Многие тогда осуждали его за то, что он не забрал сына к себе. Но забрать его ему было некуда. А о том, чтобы жить с осиротевшим Игорем и новой женой в квартире, где только что умерла Галя, разумеется, не могло быть и речи.
Ольга неизменно повторяла, что готова была взять Игоря, но этому решительно воспротивились родственники Галины.
Те, кто осуждал Булата, говорили, что он был недостаточно настойчив, должен был не предлагать, а требовать, чтобы сын рос с ним, в его новой семье.
На первых порах Игоря забрала сестра Гали Ирина и увезла его во Владивосток, где она и ее муж Алексей Живописцев тогда жили. Но Булат не мог смириться с тем, что сын оказался в такой дали от него. И в конце концов было решено, что в Москву из Воронежа переедут дед и бабка Игоря, чтобы жить с внуком в его (теперь уже его) квартире, той самой, над нами, на восьмом этаже, в которой полтора года назад умерла Галя.
Решение это тогда казалось
не только разумным, но, по правде говоря, в сложившихся обстоятельствах единственно возможным. И никто не мог не то что предвидеть, но и предполагать, к чему в конечном счете оно приведет.
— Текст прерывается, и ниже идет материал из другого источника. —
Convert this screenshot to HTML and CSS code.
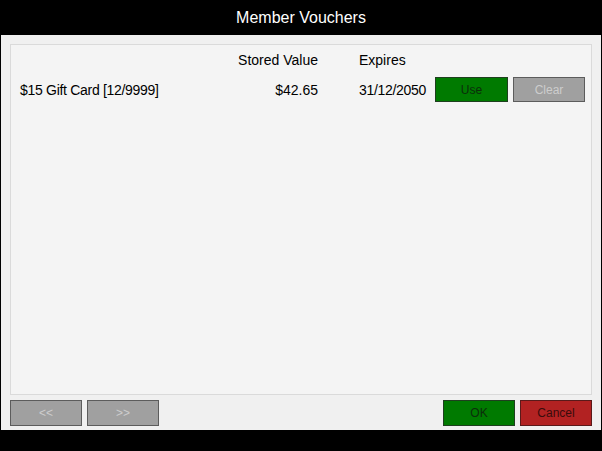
FILE: index.html
```html
<!DOCTYPE html>
<html>
<head>
<meta charset="utf-8">
<link rel="stylesheet" href="styles.css">
</head>
<body>
<div class="window">
  <div class="title">Member Vouchers</div>
  <div class="body">
    <div class="panel">
      <div class="grid">
        <div class="cell"></div>
        <div class="cell value head">Stored Value</div>
        <div class="cell exp head">Expires</div>
        <div class="cell"></div>
        <div class="cell"></div>

        <div class="cell row tight">$15 Gift Card [12/9999]</div>
        <div class="cell row value">$42.65</div>
        <div class="cell row exp tight">31/12/2050</div>
        <div class="cell row"><button class="btn green use">Use</button></div>
        <div class="cell row"><button class="btn grey">Clear</button></div>
      </div>
    </div>
    <div class="footer">
      <div class="group">
        <button class="btn grey wide">&lt;&lt;</button>
        <button class="btn grey wide">&gt;&gt;</button>
      </div>
      <div class="group">
        <button class="btn green wide">OK</button>
        <button class="btn red wide">Cancel</button>
      </div>
    </div>
  </div>
</div>
</body>
</html>
```
FILE: styles.css
```css
* { box-sizing: border-box; }
html, body { margin: 0; padding: 0; background: #000; }
body { font-family: "Liberation Sans", Arial, sans-serif; }
.window {
  width: 602px;
  height: 451px;
  background: #000;
  display: flex;
  flex-direction: column;
}
.title {
  height: 35px;
  color: #fff;
  font-size: 16px;
  display: flex;
  align-items: center;
  justify-content: center;
}
.body {
  margin: 0 1px;
  height: 395px;
  background: #f0f0f0;
  padding: 9px 9px 0 9px;
  display: flex;
  flex-direction: column;
}
.panel {
  height: 351px;
  background: #f4f4f4;
  border: 1px solid #dadada;
  padding: 7px 6px 0 9px;
}
.grid {
  display: grid;
  grid-template-columns: 1fr 100px 117px 78px 72px;
  font-size: 14px;
  color: #000;
}
.cell { line-height: 16px; }
.head { margin-bottom: 9px; }
.value { text-align: right; }
.exp { padding-left: 41px; }
.tight { letter-spacing: -0.3px; }
.row { height: 25px; display: flex; align-items: center; }
.row.value { justify-content: flex-end; }
.btn {
  font-family: "Liberation Sans", Arial, sans-serif;
  font-size: 12px;
  height: 25px;
  width: 72px;
  padding: 0;
  border: 1px solid #5a5a5a;
  border-radius: 0;
  display: flex;
  align-items: center;
  justify-content: center;
}
.use { width: 73px; }
.green { background: #007a00; border-color: #1f3f1f; color: #0b2e0b; }
.grey { background: #a0a0a0; border-color: #5c5c5c; color: #cdcdcd; }
.red { background: #b22222; border-color: #5a1a1a; color: #3a0c0c; }
.footer {
  display: flex;
  justify-content: space-between;
  margin-top: 5px;
}
.group { display: flex; gap: 5px; }
.wide { width: 72px; height: 26px; }
```
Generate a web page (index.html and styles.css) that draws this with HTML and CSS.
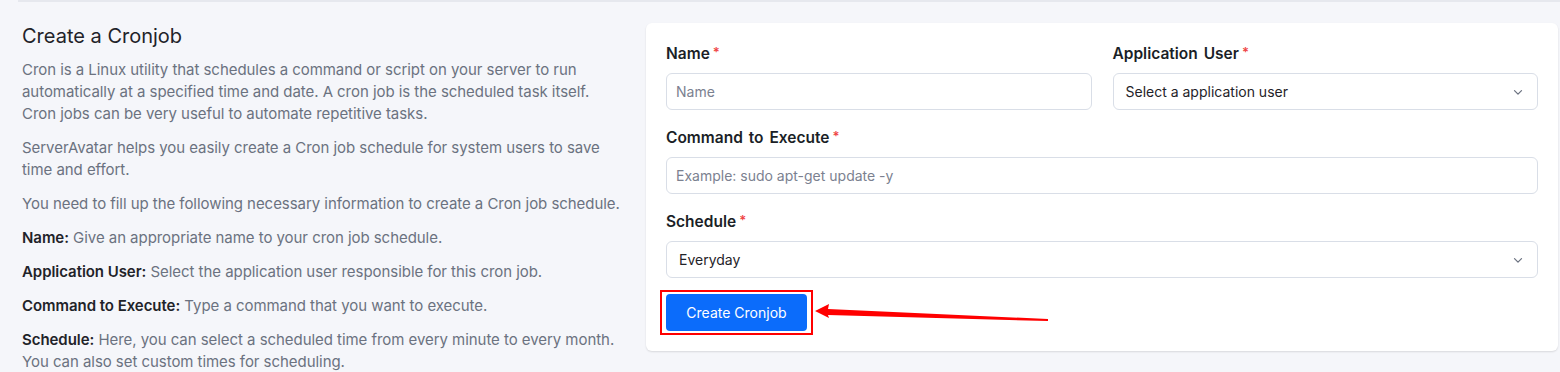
FILE: index.html
```html
<!DOCTYPE html>
<html lang="en">
<head>
    <title>Create a Cronjob</title>
    <meta name="viewport" content="width=device-width, initial-scale=1.0">
    <link rel="stylesheet" href="styles.css">
</head>
<body>
    <div class="topline"></div>
    <div class="page">
        <div class="info">
            <h2>Create a Cronjob</h2>
            <p>Cron is a Linux utility that schedules a command or script on your server to run automatically at a specified time and date. A cron job is the scheduled task itself. Cron jobs can be very useful to automate repetitive tasks.</p>
            <p>ServerAvatar helps you easily create a Cron job schedule for system users to save time and effort.</p>
            <p>You need to fill up the following necessary information to create a Cron job schedule.</p>
            <p><b>Name:</b> Give an appropriate name to your cron job schedule.</p>
            <p><b>Application User:</b> Select the application user responsible for this cron job.</p>
            <p><b>Command to Execute:</b> Type a command that you want to execute.</p>
            <p><b>Schedule:</b> Here, you can select a scheduled time from every minute to every month. You can also set custom times for scheduling.</p>
        </div>
        <div class="card">
            <div class="row">
                <div class="field">
                    <label>Name<span class="req">*</span></label>
                    <div class="input placeholder">Name</div>
                </div>
                <div class="field">
                    <label>Application User<span class="req">*</span></label>
                    <div class="input select">
                        <span>Select a application user</span>
                        <svg width="14" height="14" viewBox="0 0 20 20"><path d="M5 8l5 5 5-5" fill="none" stroke="#6b7280" stroke-width="1.8" stroke-linecap="round" stroke-linejoin="round"/></svg>
                    </div>
                </div>
            </div>
            <div class="field">
                <label>Command to Execute<span class="req">*</span></label>
                <div class="input placeholder">Example: sudo apt-get update -y</div>
            </div>
            <div class="field">
                <label>Schedule<span class="req">*</span></label>
                <div class="input select">
                    <span>Everyday</span>
                    <svg width="14" height="14" viewBox="0 0 20 20"><path d="M5 8l5 5 5-5" fill="none" stroke="#6b7280" stroke-width="1.8" stroke-linecap="round" stroke-linejoin="round"/></svg>
                </div>
            </div>
            <div class="actions">
                <div class="highlight">
                    <button class="btn">Create Cronjob</button>
                </div>
            </div>
        </div>
    </div>
    <svg class="arrow" width="1560" height="372" viewBox="0 0 1560 372">
        <polygon points="815,311 829,304 828,309 1048,319 1048,321 828,315 829,318" fill="#f00"/>
    </svg>
</body>
</html>
```

FILE: styles.css
```css
body {
    margin: 0px;
    background-color: #f5f6fa;
    font-family: Inter, "Noto Sans", sans-serif;
    position: relative;
    height: 372px;
    overflow: hidden;
}
.topline {
    margin-left: 18px;
    height: 2px;
    background: #e6e8ee;
}
.page {
    display: flex;
    align-items: flex-start;
    gap: 22px;
    padding: 21px 2px 0 22px;
}
.info {
    width: 602px;
    flex-shrink: 0;
}
.info h2 {
    margin: 0 0 10px 0;
    font-size: 20px;
    font-weight: 400;
    line-height: 26px;
    color: #1f2329;
}
.info p {
    margin: 0 0 12px 0;
    font-size: 15px;
    line-height: 22px;
    color: #6b7280;
    letter-spacing: -0.05px;
}
.info b {
    color: #1f2329;
    font-weight: 600;
}
.card {
    flex: 1;
    background: #fff;
    border-radius: 6px;
    box-shadow: 0 1px 2px rgba(0, 0, 0, 0.12);
    padding: 20px 20px 16px 20px;
}
.row {
    display: flex;
    gap: 21px;
}
.row .field {
    flex: 1;
}
.field {
    margin-bottom: 17px;
}
.field label {
    display: block;
    font-size: 15.5px;
    font-weight: 600;
    line-height: 22px;
    word-spacing: 2px;
    color: #1b1f27;
    margin-bottom: 8px;
}
.req {
    color: #ef4444;
    margin-left: 3px;
    font-size: 13px;
    position: relative;
    top: -2px;
}
.input {
    height: 37px;
    box-sizing: border-box;
    border: 1px solid #d9dee7;
    border-radius: 6px;
    padding: 0 12px 0 9px;
    display: flex;
    align-items: center;
    font-size: 14px;
}
.placeholder {
    color: #7b8190;
}
.select {
    justify-content: space-between;
    color: #1f2329;
    padding-left: 12px;
}
.highlight {
    display: inline-block;
    border: 2px solid #f00;
    padding: 2px 4px;
    margin-left: -6px;
    margin-top: -5px;
}
.btn {
    display: block;
    width: 141px;
    height: 37px;
    background: #0b6cfb;
    color: #fff;
    border: 0;
    border-radius: 4px;
    font-family: Inter, "Noto Sans", sans-serif;
    font-size: 14px;
}
.arrow {
    position: absolute;
    top: 0;
    left: 0;
    pointer-events: none;
}
```
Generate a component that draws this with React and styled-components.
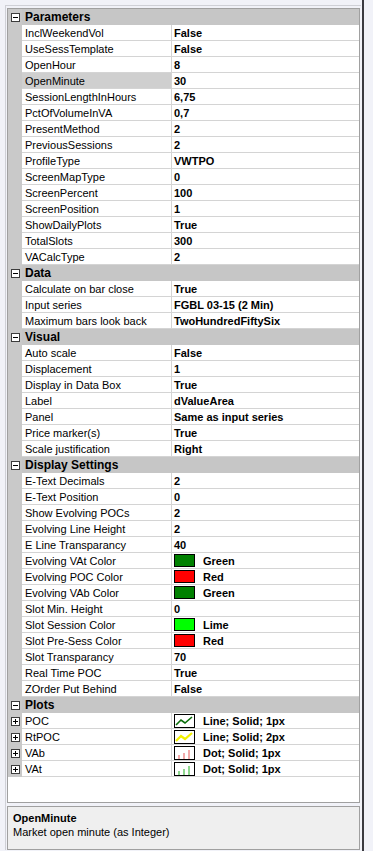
import React from 'react';
import styled, { createGlobalStyle } from 'styled-components';

const GlobalStyle = createGlobalStyle`
  html, body {
    margin: 0;
    padding: 0;
    background: #f1f2f8;
  }
  body {
    font-family: "Liberation Sans", Arial, sans-serif;
    font-size: 11px;
    color: #000;
  }
`;

const Screen = styled.div`
  width: 373px;
  height: 851px;
  display: flex;
  overflow: hidden;
`;

const Window = styled.div`
  width: 356px;
  margin: 5px 0 0 5px;
  border-top: 1px solid #cfd0d6;
  border-left: 1px solid #cfd0d6;
  padding: 2px 0 0 1px;
  display: flex;
  flex-direction: column;
  gap: 3px;
  height: 845px;
  box-sizing: border-box;
`;

const Edge = styled.div`
  width: 2px;
  margin-left: 1px;
  background: #3a3a40;
  height: 100%;
`;

const Grid = styled.div`
  width: 353px;
  height: 796px;
  box-sizing: border-box;
  border: 1px solid #a0a0a0;
  background: #fff;
  display: flex;
  flex-direction: column;
`;

const Row = styled.div`
  display: grid;
  grid-template-columns: 14px 150px 1fr;
  height: 16px;
`;

const Gutter = styled.div`
  background: #c9c9c9;
  display: flex;
  align-items: center;
  justify-content: center;
`;

const CategoryBar = styled.div`
  grid-column: 2 / 4;
  background: #c6c6c6;
  font-weight: bold;
  font-size: 12px;
  padding-left: 3px;
  display: flex;
  align-items: center;
`;

const Label = styled.div`
  box-sizing: border-box;
  border-bottom: 1px solid #d4d4d4;
  border-right: 1px solid #d4d4d4;
  background: ${({ $selected }) => ($selected ? '#cfcfcf' : '#fff')};
  padding-left: 3px;
  display: flex;
  align-items: center;
  white-space: nowrap;
  overflow: hidden;
`;

const Value = styled.div`
  box-sizing: border-box;
  border-bottom: 1px solid #d4d4d4;
  padding-left: 2px;
  font-weight: bold;
  display: flex;
  align-items: center;
  white-space: nowrap;
  gap: 8px;
`;

const Toggle = styled.div`
  width: 9px;
  height: 9px;
  box-sizing: border-box;
  border: 1px solid #3c3c3c;
  background: #fff;
  position: relative;
  &::before {
    content: '';
    position: absolute;
    left: 1px;
    right: 1px;
    top: 3px;
    height: 1px;
    background: #000;
  }
  &::after {
    content: '';
    display: ${({ $open }) => ($open ? 'none' : 'block')};
    position: absolute;
    top: 1px;
    bottom: 1px;
    left: 3px;
    width: 1px;
    background: #000;
  }
`;

const Swatch = styled.span`
  display: inline-block;
  width: 19px;
  height: 11px;
  border: 1px solid #000;
  background: ${({ $color }) => $color};
  flex: none;
`;

const PlotIcon = styled.svg`
  flex: none;
  display: block;
`;

const Description = styled.div`
  width: 353px;
  height: 44px;
  box-sizing: border-box;
  border: 1px solid #a0a0a0;
  background: #efefef;
  padding: 4px 5px;
  line-height: 14px;
`;

const DescTitle = styled.div`
  font-weight: bold;
`;

const colors = {
  Green: '#008000',
  Red: '#ff0000',
  Lime: '#00ff00',
};

const categories = [
  {
    name: 'Parameters',
    rows: [
      ['InclWeekendVol', 'False'],
      ['UseSessTemplate', 'False'],
      ['OpenHour', '8'],
      ['OpenMinute', '30', 'selected'],
      ['SessionLengthInHours', '6,75'],
      ['PctOfVolumeInVA', '0,7'],
      ['PresentMethod', '2'],
      ['PreviousSessions', '2'],
      ['ProfileType', 'VWTPO'],
      ['ScreenMapType', '0'],
      ['ScreenPercent', '100'],
      ['ScreenPosition', '1'],
      ['ShowDailyPlots', 'True'],
      ['TotalSlots', '300'],
      ['VACalcType', '2'],
    ],
  },
  {
    name: 'Data',
    rows: [
      ['Calculate on bar close', 'True'],
      ['Input series', 'FGBL 03-15 (2 Min)'],
      ['Maximum bars look back', 'TwoHundredFiftySix'],
    ],
  },
  {
    name: 'Visual',
    rows: [
      ['Auto scale', 'False'],
      ['Displacement', '1'],
      ['Display in Data Box', 'True'],
      ['Label', 'dValueArea'],
      ['Panel', 'Same as input series'],
      ['Price marker(s)', 'True'],
      ['Scale justification', 'Right'],
    ],
  },
  {
    name: 'Display Settings',
    rows: [
      ['E-Text Decimals', '2'],
      ['E-Text Position', '0'],
      ['Show Evolving POCs', '2'],
      ['Evolving Line Height', '2'],
      ['E Line Transparancy', '40'],
      ['Evolving VAt Color', 'Green', 'color'],
      ['Evolving POC Color', 'Red', 'color'],
      ['Evolving VAb Color', 'Green', 'color'],
      ['Slot Min. Height', '0'],
      ['Slot Session Color', 'Lime', 'color'],
      ['Slot Pre-Sess Color', 'Red', 'color'],
      ['Slot Transparancy', '70'],
      ['Real Time POC', 'True'],
      ['ZOrder Put Behind', 'False'],
    ],
  },
  {
    name: 'Plots',
    rows: [
      ['POC', 'Line; Solid; 1px', 'line', '#0b6e0b', 1.6],
      ['RtPOC', 'Line; Solid; 2px', 'line', '#f2f200', 2.2],
      ['VAb', 'Dot; Solid; 1px', 'dot', '#f2aaaa'],
      ['VAt', 'Dot; Solid; 1px', 'dot', '#8fd88f'],
    ],
  },
];

const PlotGlyph = ({ kind, color, width }) => (
  <PlotIcon width="21" height="14" viewBox="0 0 21 14">
    <rect x="0.5" y="0.5" width="20" height="13" fill="#fff" stroke="#000" />
    {kind === 'line' ? (
      <polyline
        points="2,11 7,6 11,9 18,3"
        fill="none"
        stroke={color}
        strokeWidth={width}
      />
    ) : (
      <g fill={color}>
        <rect x="4" y="9" width="2" height="4" />
        <rect x="9" y="7" width="2" height="6" />
        <rect x="14" y="4" width="2" height="9" />
      </g>
    )}
  </PlotIcon>
);

const PropertyRow = ({ row, expandable }) => {
  const [label, value, kind, color, width] = row;
  return (
    <Row>
      <Gutter>{expandable && <Toggle />}</Gutter>
      <Label $selected={kind === 'selected'}>{label}</Label>
      <Value>
        {kind === 'color' && <Swatch $color={colors[value]} />}
        {(kind === 'line' || kind === 'dot') && (
          <PlotGlyph kind={kind} color={color} width={width} />
        )}
        {value}
      </Value>
    </Row>
  );
};

const App = () => (
  <Screen>
    <GlobalStyle />
    <Window>
      <Grid>
        {categories.map((cat) => (
          <React.Fragment key={cat.name}>
            <Row>
              <Gutter>
                <Toggle $open />
              </Gutter>
              <CategoryBar>{cat.name}</CategoryBar>
            </Row>
            {cat.rows.map((row) => (
              <PropertyRow
                key={row[0]}
                row={row}
                expandable={cat.name === 'Plots'}
              />
            ))}
          </React.Fragment>
        ))}
      </Grid>
      <Description>
        <DescTitle>OpenMinute</DescTitle>
        <div>Market open minute (as Integer)</div>
      </Description>
    </Window>
    <Edge />
  </Screen>
);

export default App;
Поначалу и впрямь ситуация казалась благополучной (разумеется, в той мере, в какой это было возможно). Но Игорь уже вошел в так называемый пубертатный возраст, и деду-подполковнику, склонному не скажу к военной дисциплине, но к строгости и порядку, чем дальше, тем труднее с ним было справляться.
А пубертатный возраст стремительно переходил в тот, что у англичан и американцев называется тинейджерским. Теперь это был уже не мальчик и даже не подросток, а юноша – своевольный, а главное, считающий себя хозяином положения. С отцом он, наверное, вел бы себя иначе. А бабкой и дедом вертел как хотел и в конце концов совсем отбился от рук. И старики не выдержали – уехали в свой Воронеж, предоставив Игоря самому себе. И он остался один, теперь уже единственным и полноправным хозяином своей двухкомнатной квартиры.
Нетрудно представить, во что в скором времени она превратилась.
Конечно, слово «притон», которым злые языки ее уже наградили, тут было неуместно. Но такое словечко, как «пристанище», пожалуй, уже годилось.
Да, как это ни грустно, квартира Игоря очень скоро стала пристанищем для разных – не всегда даже близких – приятелей Игоря, что ни день собиравшихся у него для совместных возлияний и беспорядочных случайных соитий.
Внешне, однако, это выглядело вполне прилично: никаких шумных оргий, драк или скандалов – тишь, гладь и Божья благодать. И до поры до времени причин вмешиваться в эту ситуацию и сигнализировать Булату, что со старшим его сыном не все в порядке, у нас не было.
Но однажды Слава обратила внимание на то, что наш сын что-то уж больно часто стал заглядывать на восьмой этаж, к Игорю. Возвращался он от него довольно скоро и алкоголем от него при этом не попахивало, так что поначалу никаких дурных подозрений у нее не возникло.
То есть они возникли, конечно, но мне удалось как-то их развеять: обычная, мол, твоя паника на пустом месте. Тут надо сказать, что в состоянии паники (во всем, что касалось сына) моя жена пребывала постоянно. Так что развеивать разные ее подозрения было для меня обычным делом.